Two weeks before this trip to La Belle Province I became a permanent resident of Canada, and before that I’d spent about two months researching past issues of Bakers Journal in preparation for our 70th anniversary issue (March 2010). Together, these occurrences have given me a newfound appreciation of not only this country and its history, but also the industry that provides us with a stable, prosperous livelihood: baking.
The people in this industry constantly amaze me with their passion to succeed. And when they find success, they don’t let it go to their heads; instead, they share what they’ve learned and help others understand how and why their business succeeded. They do this regardless of whether they have anything to gain from the process of sharing.
I’ve heard some grumbling that bakers these days aren’t as likely to share such business insights with one another, that in the past they would often swap recipes, help each other develop new products, and join together in marketing initiatives. Today’s business environment is simply too competitive, the complaint goes, with little to no room for error.
That’s fair criticism, I suppose, as we’ve all been on pins and needles while the economy slowly sputters back to life. But this month’s cover story, about bakers banding together to promote not only their products, but many other Canadian companies’ as well, is nothing short of a testament to the philosophy that a rising tide lifts all ships, that we are bound together by more than just geography and history. Whether it’s through ad hoc co-operation or formal industry associations such as the BAC, we’re lucky to have a strong sense of camaraderie infusing our business dealings.

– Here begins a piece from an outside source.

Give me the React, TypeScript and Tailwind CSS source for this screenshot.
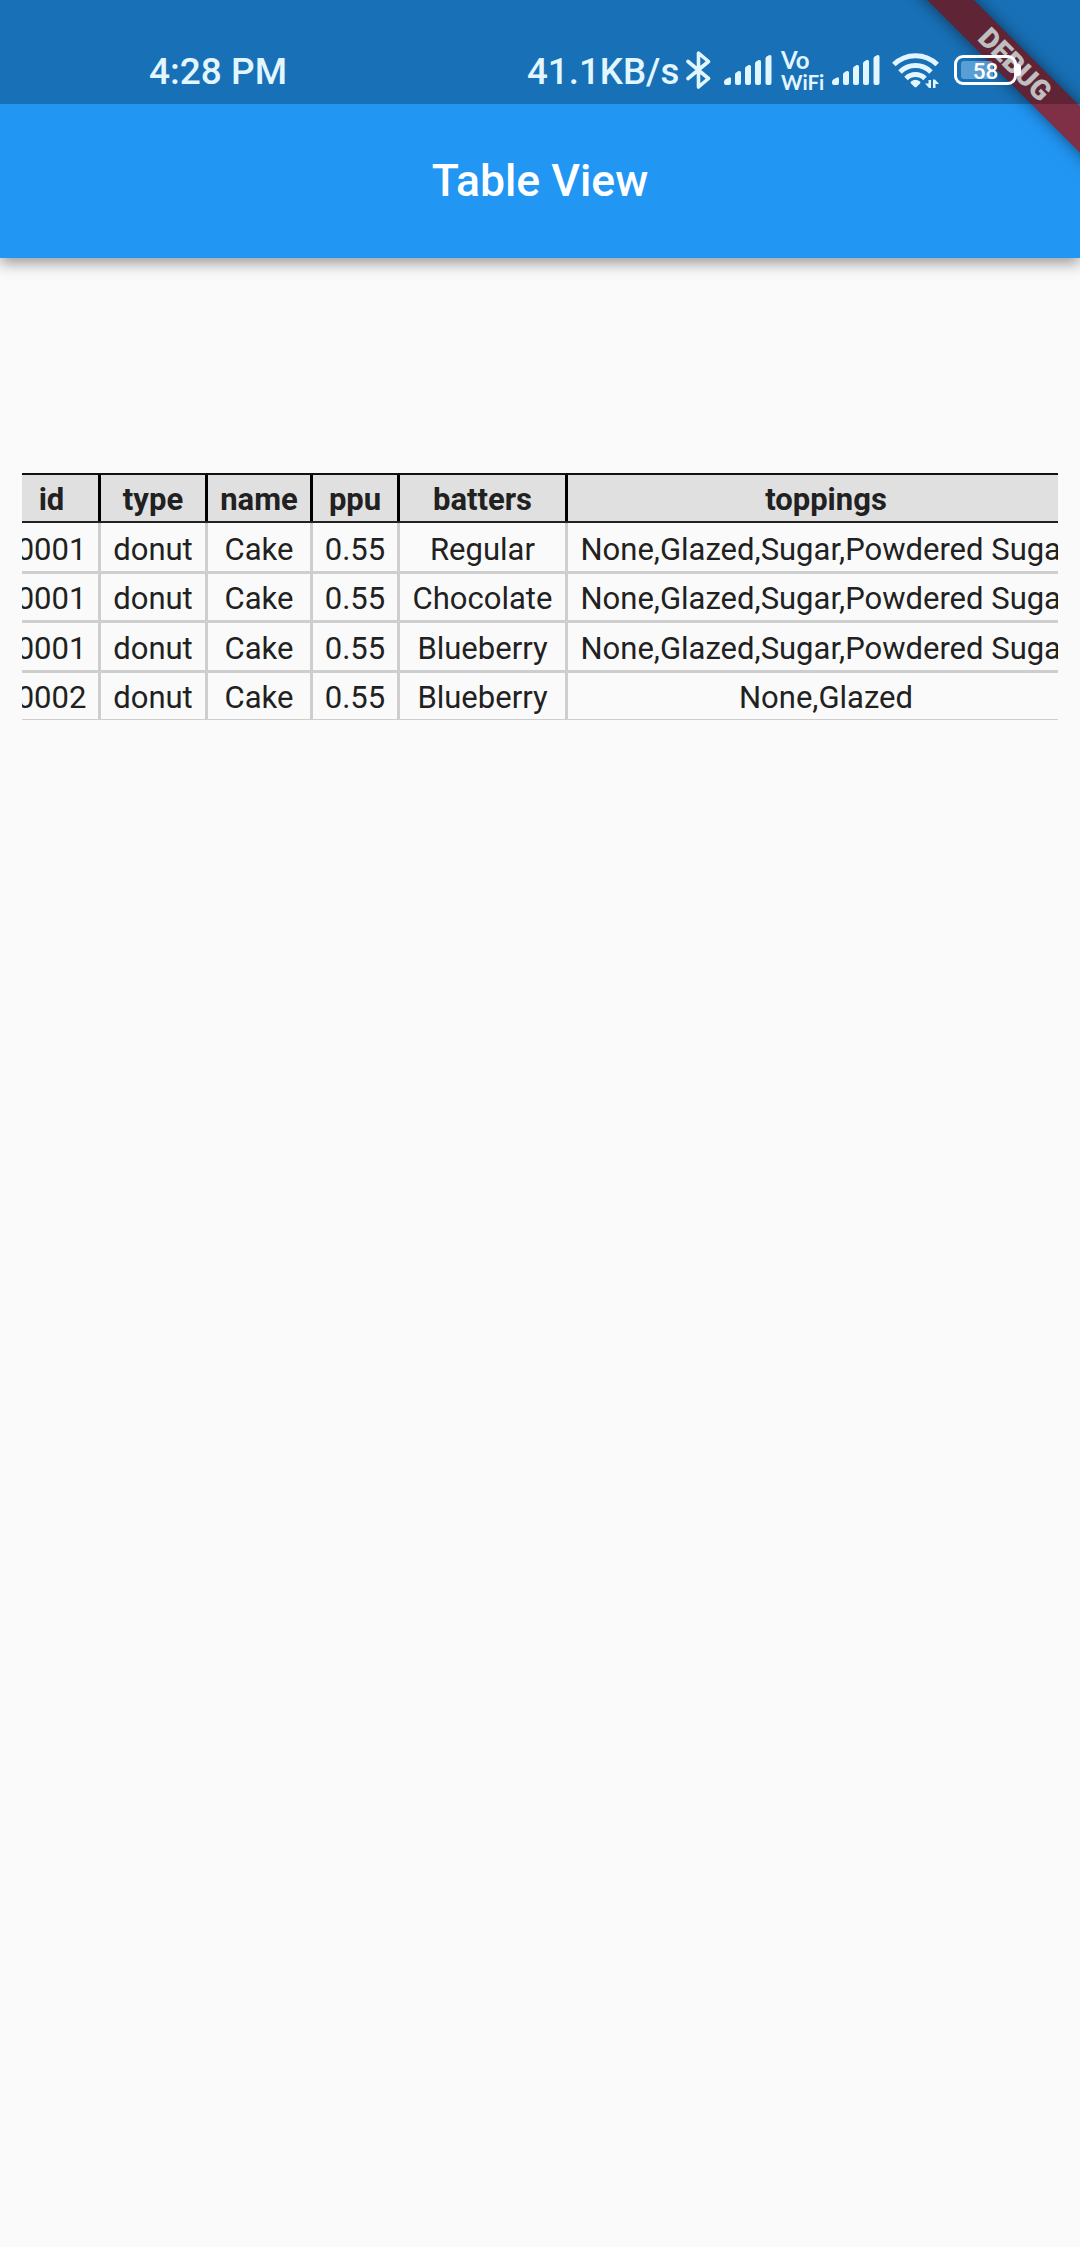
import React from 'react';

const columns = [
  { key: 'id', width: 'w-[99px] pl-[3px]' },
  { key: 'type', width: 'w-[107px]' },
  { key: 'name', width: 'w-[105px]' },
  { key: 'ppu', width: 'w-[87px]' },
  { key: 'batters', width: 'w-[168px]' },
  { key: 'toppings', width: 'w-[519px]' },
] as const;

const allToppings = 'None,Glazed,Sugar,Powdered Sugar';

const rows = [
  { id: '0001', type: 'donut', name: 'Cake', ppu: '0.55', batters: 'Regular', toppings: allToppings, height: 'h-[51px] pt-[5px]' },
  { id: '0001', type: 'donut', name: 'Cake', ppu: '0.55', batters: 'Chocolate', toppings: allToppings, height: 'h-[49px] pt-[4px]' },
  { id: '0001', type: 'donut', name: 'Cake', ppu: '0.55', batters: 'Blueberry', toppings: allToppings, height: 'h-[50px] pt-[4px]' },
  { id: '0002', type: 'donut', name: 'Cake', ppu: '0.55', batters: 'Blueberry', toppings: 'None,Glazed', height: 'h-[47px] pt-[3px]' },
];

function Signal() {
  return (
    <svg width="48" height="31" viewBox="0 0 48 31" fill="currentColor">
      <path d="M0 27q0-2 2-3l3-1.600q2-.8 2 1.600v3.500q0 2.500-2 2.500h-3q-2 0-2-2z" />
      <path d="M11 19.500q0-2 2-2.600l1.500-.8q2.500-.8 2.500 1.500v10.400q0 2-2 2h-2q-2 0-2-2z" />
      <path d="M21 13.500q0-2 2-2.600l1.500-.8q2.500-.8 2.500 1.500v16.400q0 2-2 2h-2q-2 0-2-2z" />
      <path d="M31 8.500q0-2 2-2.600l1.500-.8q2.500-.8 2.500 1.500v21.400q0 2-2 2h-2q-2 0-2-2z" />
      <path d="M41.500 3.500q0-2 2-2.600l1.500-.6q2.500-.8 2.500 1.500v26.200q0 2-2 2h-2q-2 0-2-2z" />
    </svg>
  );
}

function Bluetooth() {
  return (
    <svg width="26" height="42" viewBox="0 0 26 42" fill="none" stroke="currentColor" strokeWidth="3.600" strokeLinejoin="round" strokeLinecap="round">
      <path d="M2 11.500 22.500 28.500 12.500 37V3L22.500 11.500 2 28.500" />
    </svg>
  );
}

function Wifi() {
  return (
    <svg width="48" height="36" viewBox="0 0 48 36" fill="none">
      <g stroke="currentColor" strokeWidth="5">
        <path d="M1.800 11.500a31 31 0 0 1 43.400 0" />
        <path d="M8 19a22 22 0 0 1 31 0" />
        <path d="M14 25.500a13.500 13.500 0 0 1 19 0" />
      </g>
      <path d="M19 28.500q4.500-3.500 9 0q1 1 0 2l-3.500 3.500q-1 .8-2 0l-3.500-3.500q-1-1 0-2z" fill="currentColor" />
      <path d="M36.500 27h2.500v8h-2l-4-4.500h3.500zM41 35v-8.500h2l4 4.500h-3.500v4z" fill="currentColor" />
    </svg>
  );
}

function StatusBar() {
  return (
    <div className="relative h-[104px] bg-black/25 text-[#e2f6ff]">
      <div className="flex h-full items-start pl-[149px]">
        <span className="mt-[50px] w-[378px] whitespace-nowrap text-[37px] font-medium leading-[44px]">4:28 PM</span>
        <span className="mt-[50px] w-[159px] whitespace-nowrap text-[36.700px] font-medium leading-[44px]">41.1KB/s</span>
        <span className="mt-[50px]"><Bluetooth /></span>
        <span className="ml-[12px] mt-[55px]"><Signal /></span>
        <span className="ml-[9px] mt-[51px] flex w-[44px] flex-col font-['Lato'] font-bold">
          <span className="text-[24px] leading-[18px]">Vo</span>
          <span className="mt-[4px] text-[20.500px] leading-[18px]">WiFi</span>
        </span>
        <span className="ml-[7px] mt-[55px]"><Signal /></span>
        <span className="ml-[12px] mt-[53px]"><Wifi /></span>
        <span className="ml-[14px] mt-[55px] flex items-center">
          <span className="relative flex h-[30px] w-[63px] items-center justify-center rounded-[9px] border-[3px] border-white">
            <span className="absolute left-[4px] top-[3px] h-[18px] w-[32px] rounded-[3px] bg-[#8fc4ee]/55" />
            <span className="relative top-[1px] text-[22.500px] font-medium leading-[24px] text-white">58</span>
          </span>
          <span className="h-[12px] w-[4px] rounded-r-[3px] bg-white" />
        </span>
      </div>
    </div>
  );
}

function DebugBanner() {
  return (
    <div className="pointer-events-none absolute right-0 top-0 h-[220px] w-[220px] overflow-hidden">
      <div className="absolute left-[-10px] top-[48px] flex h-[33px] w-[330px] rotate-45 items-center justify-center bg-[#7f3047] text-[28px] font-black leading-[33px] text-white shadow-[0_0_16px_rgba(0,0,0,0.5)]">
        DEBUG
      </div>
    </div>
  );
}

export default function App() {
  return (
    <div className="h-[2247px] w-[1080px] overflow-hidden bg-[#fafafa] font-['Roboto',sans-serif]">
      <header className="relative h-[258px] bg-[#2196f3] shadow-[0_5px_14px_rgba(0,0,0,0.4)]">
        <DebugBanner />
        <StatusBar />
        <h1 className="pt-[50px] text-center text-[44.500px] font-medium leading-[54px] text-white">Table View</h1>
      </header>
      <main className="mx-[22px] mt-[215px] overflow-hidden text-[31px] text-[#212121]">
        <div className="ml-[-20px] w-[1085px]">
          <div className="flex h-[50px] border-y-2 border-t-[#111] border-b-[#222] bg-[#e0e0e0] font-bold">
            {columns.map((c) => (
              <div key={c.key} className={`${c.width} flex shrink-0 items-center justify-center border-r-3 border-black pt-[3px] leading-[43px]`}>
                {c.key}
              </div>
            ))}
          </div>
          {rows.map((row, i) => {
            const [height, inset] = row.height.split(' ');
            return (
              <div key={i} className={`flex border-b-3 border-[#cecece] last:border-b ${height}`}>
                {columns.map((c) => (
                  <div key={c.key} className={`${c.width} ${inset} flex shrink-0 items-center justify-center whitespace-nowrap border-r-3 border-[#cecece] leading-[40px]`}>
                    {row[c.key]}
                  </div>
                ))}
              </div>
            );
          })}
        </div>
      </main>
    </div>
  );
}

In short, the individual succeeds when our industry succeeds. That is an idea worth its weight in gold – and worth celebrating.
As Canadian bakers and allied tradespeople gear up for their own version of the Olympics – Bakery Showcase, May 16-18 at the International Centre in Mississauga, Ont. – we here at Bakers Journal wish you the best of success. May the spirit of the Vancouver Games inspire you to new heights and renewed appreciation of our industry – and our great country.